The home office has launched a new briefing document for headteachers on how to spot the tell-tale signs of early radicalisation among pupils – but the advice contained seems so remarkably obvious it begs the question why the note was written at all.
Among the helpful advice is a list of key phrases used by fans of the Islamic State (ISIS) that teaching staff should look out for among pupils, including ‘Caliphate’ and ‘Jihad’, phrases staff could find in any daily newspaper. For teachers who are unfamiliar with the internet, yet somehow expected to detect extremism among youth who can use it almost exclusively to disseminate information and share ideas, the briefing note also contains a helpful guide to social media.
Among other revelations are the crucial facts that “ISIL supporters use Facebook to share content”, “Twitter is another popular social media platform”, and that “YouTube is also used to host videos”.
Chris McGovern, retired headmaster and chairman of the Campaign for Real Education reacted with concern to the document, telling Breitbart London:
“It is worrying that the Government needs to provide schools with an information about ISIL and about social media that should already be known and understood.

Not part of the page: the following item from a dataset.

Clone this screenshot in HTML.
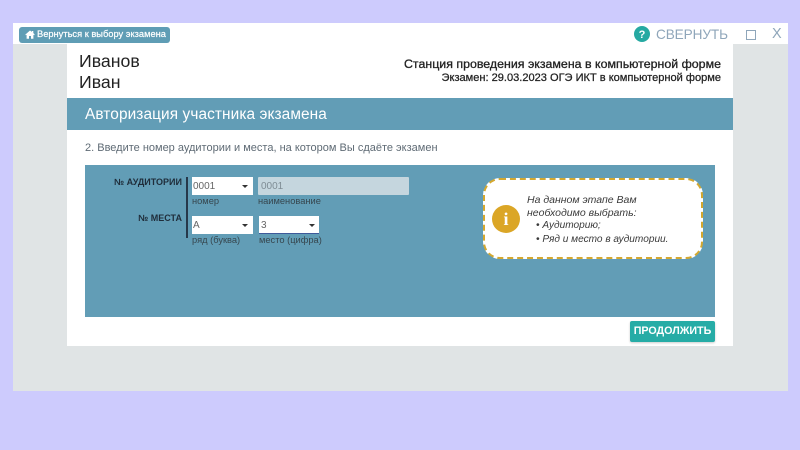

“Alarmingly, the document totally ignores how schools themselves are radicalising pupils. This is the consequence of requiring schools to teach tolerance, respect and understanding of the beliefs of others even if they disagree with those beliefs”.
McGovern told Breitbart that cultural relativism in schools left children believing they can pick and choose morals, civilisations, and cultural norms as if they were foods at a buffet. He said:
“In the classroom this translates into giving equal validity and merit to, for example, western liberal democracy on the one hand and the religious fundamentalism of ISIL on the other. This ‘value-relativism’ underpins the ‘British Values’ agenda that schools are now required to promote and has been saturating our schools for some years.
“Through this agenda, and unwittingly, the Government is doing more to radicalise children than to de-radicalise them. The new advice that has been sent to schools is no more than a bit of useless ‘window dressing’ that will conceal rather than confront the of radicalisation. It is pitifully inadequate”.